Given data
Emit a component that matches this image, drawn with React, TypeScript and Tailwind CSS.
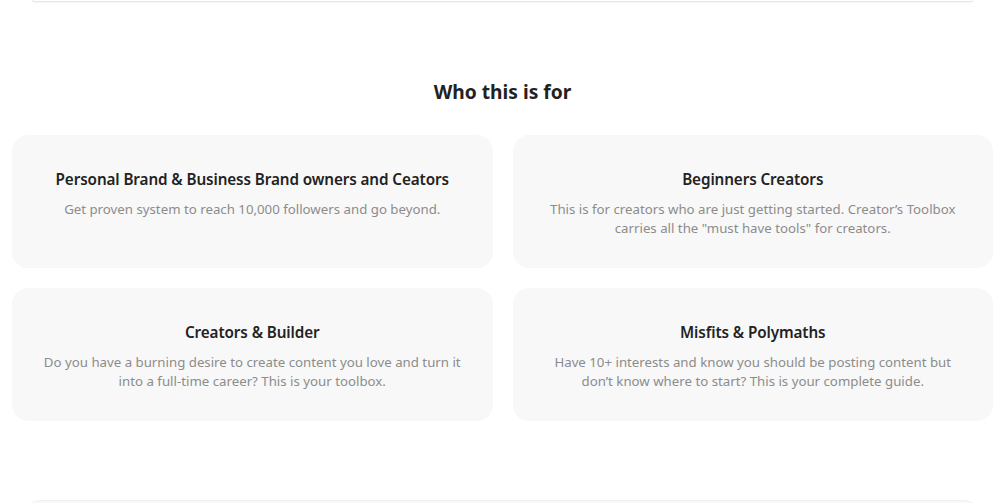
import React from "react";

const cards = [
  {
    title: "Personal Brand & Business Brand owners and Ceators",
    desc: "Get proven system to reach 10,000 followers and go beyond.",
  },
  {
    title: "Beginners Creators",
    desc: 'This is for creators who are just getting started. Creator\u2019s Toolbox carries all the "must have tools" for creators.',
  },
  {
    title: "Creators & Builder",
    desc: "Do you have a burning desire to create content you love and turn it into a full-time career? This is your toolbox.",
  },
  {
    title: "Misfits & Polymaths",
    desc: "Have 10+ interests and know you should be posting content but don\u2019t know where to start? This is your complete guide.",
  },
];

export default function App() {
  return (
    <div
      className="w-[1005px] h-[503px] overflow-hidden bg-white"
      style={{ fontFamily: '"Noto Sans", "Open Sans", sans-serif' }}
    >
      <div className="mx-[32px] w-[941px] h-[2px] border-b border-x border-[#e6e6e6] rounded-b-md shadow-[0_1px_2px_rgba(0,0,0,0.04)]" />
      <h2 className="mt-[76px] text-center text-[19.2px] leading-[28px] font-bold text-[#222]">
        Who this is for
      </h2>
      <div className="mt-[29px] px-[12px] grid grid-cols-2 gap-[20px]">
        {cards.map((c) => (
          <div
            key={c.title}
            className="bg-[#f8f8f8] rounded-[16px] h-[133px] px-[30px] pt-[32px] text-center"
          >
            <div className="text-[15.25px] leading-[24px] font-semibold text-[#222] tracking-[-0.1px] -mx-[6px]">
              {c.title}
            </div>
            <p className="mt-[9px] text-[13.25px] leading-[19px] text-[#8c8c8c]">
              {c.desc}
            </p>
          </div>
        ))}
      </div>
      <div className="mt-[79px] mx-[25px] h-[40px] bg-[#f8f8f8] rounded-t-[16px] border-t border-[#f0f0f0]" />
    </div>
  );
}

Problem to work on
Pictures stay out. Print the data exactly, from its first line through the line containing "import React from".

Answer to the exercise
Emit a component that matches this image, drawn with React, TypeScript and Tailwind CSS.
import React from "react";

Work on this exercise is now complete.